Data shown:

* Start *

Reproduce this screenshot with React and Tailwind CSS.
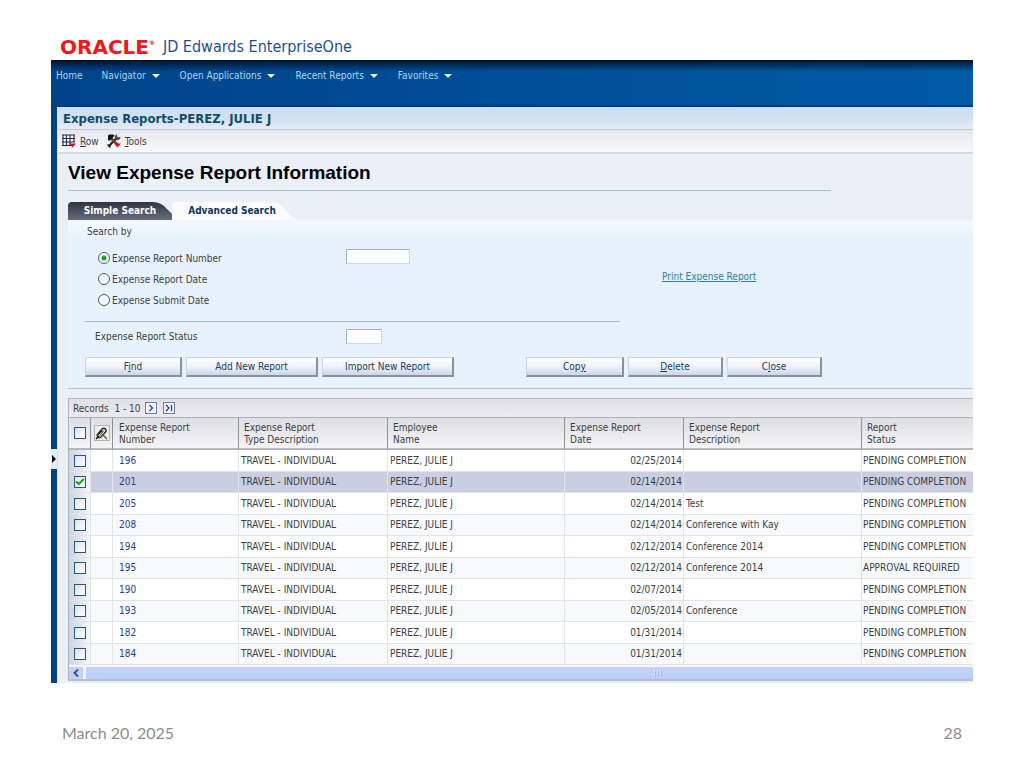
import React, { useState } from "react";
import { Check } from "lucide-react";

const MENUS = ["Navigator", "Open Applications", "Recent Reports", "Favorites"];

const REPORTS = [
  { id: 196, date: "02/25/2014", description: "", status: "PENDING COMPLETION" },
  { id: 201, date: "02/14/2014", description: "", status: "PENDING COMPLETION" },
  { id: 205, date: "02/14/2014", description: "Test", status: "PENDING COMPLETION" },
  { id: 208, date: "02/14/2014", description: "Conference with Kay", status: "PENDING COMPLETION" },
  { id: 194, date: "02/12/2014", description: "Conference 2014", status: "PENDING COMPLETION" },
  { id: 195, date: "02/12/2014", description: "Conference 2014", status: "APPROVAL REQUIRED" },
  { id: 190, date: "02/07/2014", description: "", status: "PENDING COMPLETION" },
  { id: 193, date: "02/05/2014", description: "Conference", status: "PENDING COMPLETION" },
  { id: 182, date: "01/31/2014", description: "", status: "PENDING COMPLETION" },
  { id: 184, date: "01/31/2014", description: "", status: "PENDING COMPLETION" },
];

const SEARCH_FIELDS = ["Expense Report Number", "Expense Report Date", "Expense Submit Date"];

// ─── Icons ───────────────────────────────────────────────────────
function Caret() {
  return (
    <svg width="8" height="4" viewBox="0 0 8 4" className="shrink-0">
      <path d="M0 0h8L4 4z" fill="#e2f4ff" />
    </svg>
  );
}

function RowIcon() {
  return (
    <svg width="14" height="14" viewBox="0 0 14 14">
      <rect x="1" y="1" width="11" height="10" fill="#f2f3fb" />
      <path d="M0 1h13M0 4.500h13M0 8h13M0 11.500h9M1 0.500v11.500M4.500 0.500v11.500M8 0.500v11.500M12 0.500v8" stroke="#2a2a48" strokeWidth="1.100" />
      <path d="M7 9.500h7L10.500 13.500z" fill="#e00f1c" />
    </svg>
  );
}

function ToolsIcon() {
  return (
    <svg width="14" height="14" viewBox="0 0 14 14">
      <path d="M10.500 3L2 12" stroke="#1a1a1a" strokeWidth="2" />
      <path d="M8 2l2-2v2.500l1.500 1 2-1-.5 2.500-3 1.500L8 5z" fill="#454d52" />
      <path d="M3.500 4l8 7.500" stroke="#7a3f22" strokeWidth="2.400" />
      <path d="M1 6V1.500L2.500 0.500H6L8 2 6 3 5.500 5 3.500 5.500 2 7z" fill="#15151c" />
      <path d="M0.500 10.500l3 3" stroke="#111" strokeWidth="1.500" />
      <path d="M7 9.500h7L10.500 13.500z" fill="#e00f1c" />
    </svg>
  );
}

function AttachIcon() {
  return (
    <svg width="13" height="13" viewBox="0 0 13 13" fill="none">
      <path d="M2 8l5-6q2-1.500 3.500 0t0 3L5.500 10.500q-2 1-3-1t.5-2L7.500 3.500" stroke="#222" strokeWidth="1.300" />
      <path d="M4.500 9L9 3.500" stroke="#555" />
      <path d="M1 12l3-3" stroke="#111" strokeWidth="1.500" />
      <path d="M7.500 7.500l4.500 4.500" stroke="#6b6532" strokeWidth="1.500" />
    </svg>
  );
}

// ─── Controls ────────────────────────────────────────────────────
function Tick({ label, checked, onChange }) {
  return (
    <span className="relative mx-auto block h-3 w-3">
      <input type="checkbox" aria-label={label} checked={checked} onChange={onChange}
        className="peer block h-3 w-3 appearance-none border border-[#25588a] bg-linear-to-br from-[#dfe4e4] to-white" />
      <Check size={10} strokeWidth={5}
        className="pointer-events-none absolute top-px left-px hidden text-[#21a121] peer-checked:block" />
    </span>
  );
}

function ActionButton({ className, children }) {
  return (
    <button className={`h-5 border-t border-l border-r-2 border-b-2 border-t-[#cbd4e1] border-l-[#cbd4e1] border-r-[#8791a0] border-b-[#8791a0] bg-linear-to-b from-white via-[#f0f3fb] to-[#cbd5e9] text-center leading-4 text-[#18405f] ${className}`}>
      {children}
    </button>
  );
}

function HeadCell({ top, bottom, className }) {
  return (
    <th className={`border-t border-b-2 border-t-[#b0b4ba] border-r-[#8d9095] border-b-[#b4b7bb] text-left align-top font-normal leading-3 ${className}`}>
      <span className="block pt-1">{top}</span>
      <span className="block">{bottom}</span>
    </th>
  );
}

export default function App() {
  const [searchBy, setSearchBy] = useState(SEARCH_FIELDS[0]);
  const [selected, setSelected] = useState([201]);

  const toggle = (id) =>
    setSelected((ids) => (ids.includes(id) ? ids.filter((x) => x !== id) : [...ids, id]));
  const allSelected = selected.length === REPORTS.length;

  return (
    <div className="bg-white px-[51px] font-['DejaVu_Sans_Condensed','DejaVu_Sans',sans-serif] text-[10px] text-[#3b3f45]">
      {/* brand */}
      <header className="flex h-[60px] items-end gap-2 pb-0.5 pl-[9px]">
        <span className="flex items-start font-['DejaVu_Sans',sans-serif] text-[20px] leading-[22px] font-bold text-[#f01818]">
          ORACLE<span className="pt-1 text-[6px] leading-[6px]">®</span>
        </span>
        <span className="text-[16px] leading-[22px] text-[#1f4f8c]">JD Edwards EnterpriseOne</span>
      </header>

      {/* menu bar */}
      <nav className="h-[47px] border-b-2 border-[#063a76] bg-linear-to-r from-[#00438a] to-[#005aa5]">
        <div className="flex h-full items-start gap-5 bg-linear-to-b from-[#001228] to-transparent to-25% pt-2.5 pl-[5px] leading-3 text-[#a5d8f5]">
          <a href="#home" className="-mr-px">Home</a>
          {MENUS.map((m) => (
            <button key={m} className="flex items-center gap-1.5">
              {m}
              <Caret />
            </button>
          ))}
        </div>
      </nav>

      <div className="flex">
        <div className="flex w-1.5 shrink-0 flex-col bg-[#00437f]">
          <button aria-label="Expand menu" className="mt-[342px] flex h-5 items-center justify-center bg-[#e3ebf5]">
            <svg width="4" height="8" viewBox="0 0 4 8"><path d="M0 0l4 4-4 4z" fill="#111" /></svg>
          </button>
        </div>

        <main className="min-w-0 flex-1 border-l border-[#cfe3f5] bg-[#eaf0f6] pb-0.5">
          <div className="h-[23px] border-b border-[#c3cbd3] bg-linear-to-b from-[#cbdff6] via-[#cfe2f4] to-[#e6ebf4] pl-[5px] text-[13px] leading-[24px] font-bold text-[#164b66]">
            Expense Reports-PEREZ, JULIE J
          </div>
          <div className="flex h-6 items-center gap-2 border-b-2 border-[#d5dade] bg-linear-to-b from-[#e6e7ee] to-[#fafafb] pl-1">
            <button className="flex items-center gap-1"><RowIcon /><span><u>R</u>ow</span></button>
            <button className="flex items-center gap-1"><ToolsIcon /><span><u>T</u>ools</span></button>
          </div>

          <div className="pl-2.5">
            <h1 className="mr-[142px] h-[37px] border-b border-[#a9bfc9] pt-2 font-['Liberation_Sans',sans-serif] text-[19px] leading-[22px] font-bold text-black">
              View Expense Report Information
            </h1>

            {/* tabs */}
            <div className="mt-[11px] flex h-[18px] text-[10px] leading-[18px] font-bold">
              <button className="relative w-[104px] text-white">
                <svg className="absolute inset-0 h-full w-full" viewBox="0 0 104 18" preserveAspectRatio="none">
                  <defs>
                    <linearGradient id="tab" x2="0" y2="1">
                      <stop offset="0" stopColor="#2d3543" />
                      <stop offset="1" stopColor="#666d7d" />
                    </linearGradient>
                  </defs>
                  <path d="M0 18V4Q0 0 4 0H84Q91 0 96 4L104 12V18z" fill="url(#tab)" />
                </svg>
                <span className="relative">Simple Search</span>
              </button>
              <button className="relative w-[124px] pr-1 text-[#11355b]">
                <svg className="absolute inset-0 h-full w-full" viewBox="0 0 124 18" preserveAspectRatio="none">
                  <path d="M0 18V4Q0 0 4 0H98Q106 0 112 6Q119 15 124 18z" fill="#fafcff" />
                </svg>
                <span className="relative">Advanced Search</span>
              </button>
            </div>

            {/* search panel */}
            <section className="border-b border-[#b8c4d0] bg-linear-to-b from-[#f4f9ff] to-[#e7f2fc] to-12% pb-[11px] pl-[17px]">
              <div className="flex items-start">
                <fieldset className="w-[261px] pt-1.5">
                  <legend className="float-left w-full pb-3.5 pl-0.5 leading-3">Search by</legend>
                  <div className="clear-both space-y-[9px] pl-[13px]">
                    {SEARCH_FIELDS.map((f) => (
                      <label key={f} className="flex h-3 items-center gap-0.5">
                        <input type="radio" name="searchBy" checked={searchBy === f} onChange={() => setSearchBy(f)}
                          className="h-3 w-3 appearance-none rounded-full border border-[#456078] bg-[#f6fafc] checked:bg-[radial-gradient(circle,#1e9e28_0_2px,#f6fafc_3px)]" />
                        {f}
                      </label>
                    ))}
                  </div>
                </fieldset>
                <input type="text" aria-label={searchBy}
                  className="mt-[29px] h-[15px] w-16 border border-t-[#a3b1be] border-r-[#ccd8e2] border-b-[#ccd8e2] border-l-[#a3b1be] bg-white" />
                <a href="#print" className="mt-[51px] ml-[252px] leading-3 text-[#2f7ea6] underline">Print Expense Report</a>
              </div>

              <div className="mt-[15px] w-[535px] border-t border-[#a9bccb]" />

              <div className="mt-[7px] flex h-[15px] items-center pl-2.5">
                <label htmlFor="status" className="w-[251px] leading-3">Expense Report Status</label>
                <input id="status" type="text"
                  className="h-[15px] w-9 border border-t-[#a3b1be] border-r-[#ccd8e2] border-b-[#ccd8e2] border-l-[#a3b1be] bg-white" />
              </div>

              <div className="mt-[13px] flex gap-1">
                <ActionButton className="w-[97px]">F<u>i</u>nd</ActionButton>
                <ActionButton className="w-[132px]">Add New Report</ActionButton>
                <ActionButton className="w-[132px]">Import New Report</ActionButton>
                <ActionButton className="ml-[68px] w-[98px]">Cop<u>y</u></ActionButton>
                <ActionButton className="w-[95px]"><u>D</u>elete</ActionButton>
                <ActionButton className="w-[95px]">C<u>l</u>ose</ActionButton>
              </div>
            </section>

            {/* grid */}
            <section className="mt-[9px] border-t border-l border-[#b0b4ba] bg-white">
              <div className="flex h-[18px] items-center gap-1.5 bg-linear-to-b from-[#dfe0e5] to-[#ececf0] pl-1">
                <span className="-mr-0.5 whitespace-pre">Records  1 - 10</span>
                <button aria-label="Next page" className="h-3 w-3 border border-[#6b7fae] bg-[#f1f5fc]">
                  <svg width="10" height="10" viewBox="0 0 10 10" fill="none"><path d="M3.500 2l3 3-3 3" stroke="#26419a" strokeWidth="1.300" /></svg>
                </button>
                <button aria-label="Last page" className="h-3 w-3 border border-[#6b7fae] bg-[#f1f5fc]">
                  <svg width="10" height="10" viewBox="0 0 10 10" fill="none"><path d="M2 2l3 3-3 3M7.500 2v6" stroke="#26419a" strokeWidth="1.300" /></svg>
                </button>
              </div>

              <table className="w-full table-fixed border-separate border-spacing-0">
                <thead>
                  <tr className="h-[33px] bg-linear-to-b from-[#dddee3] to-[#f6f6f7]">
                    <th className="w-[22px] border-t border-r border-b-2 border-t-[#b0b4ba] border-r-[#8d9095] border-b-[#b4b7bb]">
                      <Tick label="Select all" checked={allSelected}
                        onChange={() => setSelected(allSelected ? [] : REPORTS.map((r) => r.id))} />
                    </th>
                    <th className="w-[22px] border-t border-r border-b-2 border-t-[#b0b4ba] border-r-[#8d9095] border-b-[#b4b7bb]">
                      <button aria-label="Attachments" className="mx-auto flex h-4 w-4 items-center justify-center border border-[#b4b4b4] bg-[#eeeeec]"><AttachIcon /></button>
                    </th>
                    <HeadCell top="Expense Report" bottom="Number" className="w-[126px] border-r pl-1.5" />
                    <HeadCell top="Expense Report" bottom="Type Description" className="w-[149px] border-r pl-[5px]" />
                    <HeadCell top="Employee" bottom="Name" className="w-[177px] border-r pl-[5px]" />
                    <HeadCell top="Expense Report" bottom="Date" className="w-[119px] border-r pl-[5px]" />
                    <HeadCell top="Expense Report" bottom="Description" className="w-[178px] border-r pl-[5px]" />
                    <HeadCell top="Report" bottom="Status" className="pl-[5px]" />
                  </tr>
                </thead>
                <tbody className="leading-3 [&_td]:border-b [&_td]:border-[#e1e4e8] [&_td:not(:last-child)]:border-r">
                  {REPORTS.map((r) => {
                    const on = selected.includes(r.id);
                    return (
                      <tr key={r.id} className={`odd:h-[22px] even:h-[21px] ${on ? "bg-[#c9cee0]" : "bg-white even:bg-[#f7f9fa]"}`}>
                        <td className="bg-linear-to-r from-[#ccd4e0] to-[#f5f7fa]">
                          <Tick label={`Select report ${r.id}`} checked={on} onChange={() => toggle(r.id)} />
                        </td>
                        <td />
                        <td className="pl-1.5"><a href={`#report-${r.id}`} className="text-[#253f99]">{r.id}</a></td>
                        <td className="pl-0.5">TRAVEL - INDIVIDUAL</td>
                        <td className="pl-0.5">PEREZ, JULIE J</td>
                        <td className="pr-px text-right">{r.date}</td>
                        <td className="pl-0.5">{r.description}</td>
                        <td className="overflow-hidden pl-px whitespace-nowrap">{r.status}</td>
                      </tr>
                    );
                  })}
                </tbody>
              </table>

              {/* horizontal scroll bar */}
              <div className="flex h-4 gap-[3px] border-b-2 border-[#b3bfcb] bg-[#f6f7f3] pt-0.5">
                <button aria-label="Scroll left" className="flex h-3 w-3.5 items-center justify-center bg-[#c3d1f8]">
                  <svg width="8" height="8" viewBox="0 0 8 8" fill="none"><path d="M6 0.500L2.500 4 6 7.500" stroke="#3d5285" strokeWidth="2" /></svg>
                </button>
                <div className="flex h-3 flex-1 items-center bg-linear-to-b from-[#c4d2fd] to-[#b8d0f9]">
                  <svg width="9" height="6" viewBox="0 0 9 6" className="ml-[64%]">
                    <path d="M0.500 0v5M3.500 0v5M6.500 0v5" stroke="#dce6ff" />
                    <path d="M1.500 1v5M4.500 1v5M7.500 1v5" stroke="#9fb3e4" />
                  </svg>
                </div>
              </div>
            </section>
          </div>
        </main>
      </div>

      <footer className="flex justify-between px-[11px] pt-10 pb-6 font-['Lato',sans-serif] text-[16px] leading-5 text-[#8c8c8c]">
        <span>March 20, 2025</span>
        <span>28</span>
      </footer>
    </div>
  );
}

* End *

Pick out the lines that have the word "with". Copy them all.

Reproduce this screenshot with React and Tailwind CSS.
  { id: 208, date: "02/14/2014", description: "Conference with Kay", status: "PENDING COMPLETION" },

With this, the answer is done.